Norman Seabrook, Individually and as President of the Correction Officers' Benevolent Association, et al., Appellants,
v
City of New York et al., Respondents.

—[*1] Koehler & Isaacs LLP, New York (Liam L. Castro of counsel), for appellants.

Michael A. Cardozo, Corporation Counsel, New York (Fay Ng of counsel), for respondents.

Order, Supreme Court, New York County (Karen S. Smith, J.), entered May 7, 2007, which granted defendants' motion pursuant to CPLR 3211 (a) (7) to dismiss the complaint, unanimously affirmed, without costs.

The agency policy of not allowing an employee to consult with a union representative after a question is posed and before an answer must be given, at an interrogation conducted pursuant to Mayoral Executive Order No. 16, was reasonably designed to promote truthful responses by discouraging coaching.

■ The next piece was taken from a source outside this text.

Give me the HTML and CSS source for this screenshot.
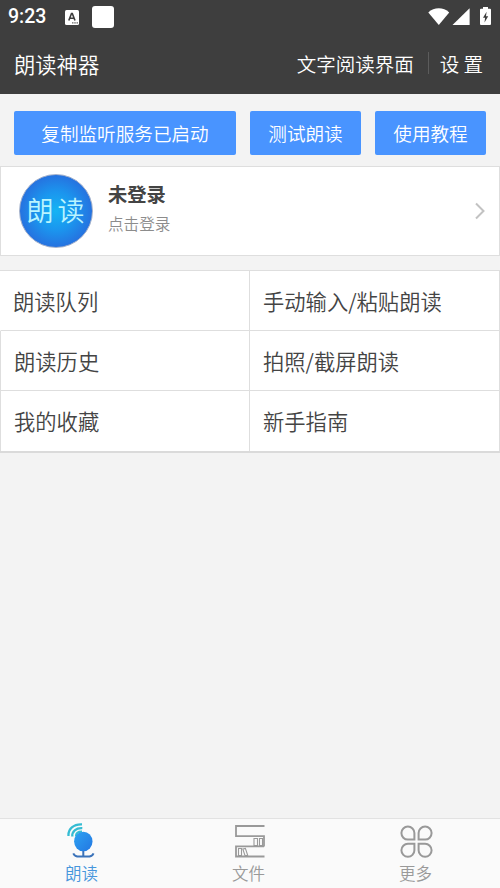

This did not deprive the employee of his right to union representation under Civil Service Law § 75 (2) or NLRB v J. Weingarten, Inc. (420 US 251 [1975]). While plaintiff relies on Commonwealth of Pennsylvania v Pennsylvania Labor Relations Bd. (826 A2d 932 [Pa 2003]), which holds the opposite, that case is not binding on this court and we reject its reasoning. Concur—Lippman, P.J., Saxe, Friedman, Sweeny and Acosta, JJ. [See 2007 NY Slip Op 31103(U).]